CS 6362 - Advanced Machine Learning
Assignment 1
Show all of your work in support of answering the questions.
Q1 (10 points)
Given a random vector $\mathbf{x} \in \mathbb{R}^d$, distributed as a multivariate normal $\mathbf{x} \sim \mathcal{N}(\boldsymbol{\mu},\mathbf{\Sigma})$ with mean $\boldsymbol{\mu} \in \mathbb{R}^d$ and covariance $\mathbf{\Sigma} \in \mathbb{R}^{d \times d}$, if we apply a linear transformation $A \in \mathbb{R}^{d \times d}$ to the random vector, what is its resulting distribution?
Q2 (10 points)
“Complete the square” in Eq. 2.7 (Rasmussen & Williams), namely, derive the posterior.
Q3 (30 points)
Derive the predictive distribution in Eq. 2.9 (Rasmussen & Williams), namely, the mean and variance.
- Hint 1: for the mean, this requires taking the expectation of the integral, so recommended to break this up into 2 problems: compute the expectation, then plug that into the integral.
- Hint 2: this problem requires the evaluation of multidimensional integrals of Gaussians, consider a change of variable to reduce the integrals to really simple forms.
Q4 (20 points)
Derive the noise-free predictive distribution in Eq. 2.19 (Rasmussen & Williams).
Hint: write the conditional distribution in terms of the joint distribution and the prior, take the log, and use the matrix identities found in Appendix A.3 (Rasmussen & Williams).
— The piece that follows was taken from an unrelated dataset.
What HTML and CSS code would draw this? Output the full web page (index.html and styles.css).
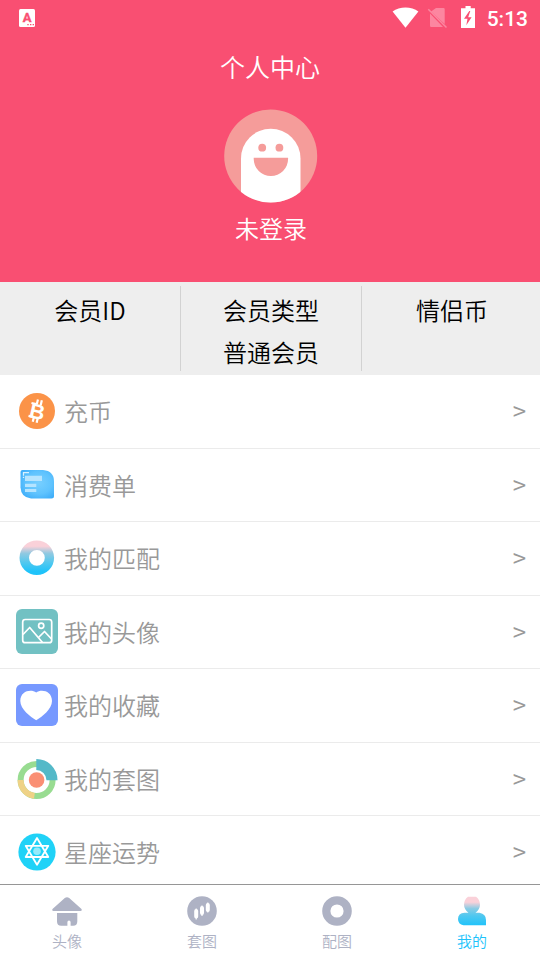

You may want to review the Schur complement.
Q5 (30 points)
Exercise 4 in Ch. 2 of (Rasmussen & Williams). Exercises can be found in Sec. 2.9 (end of chapter).
This result states that the variance in our predictions can not increase as we are given more data, which we should expect. Moreover, your derivation should result in an incremental formula for computing variance - this is really nice to have in certain situations.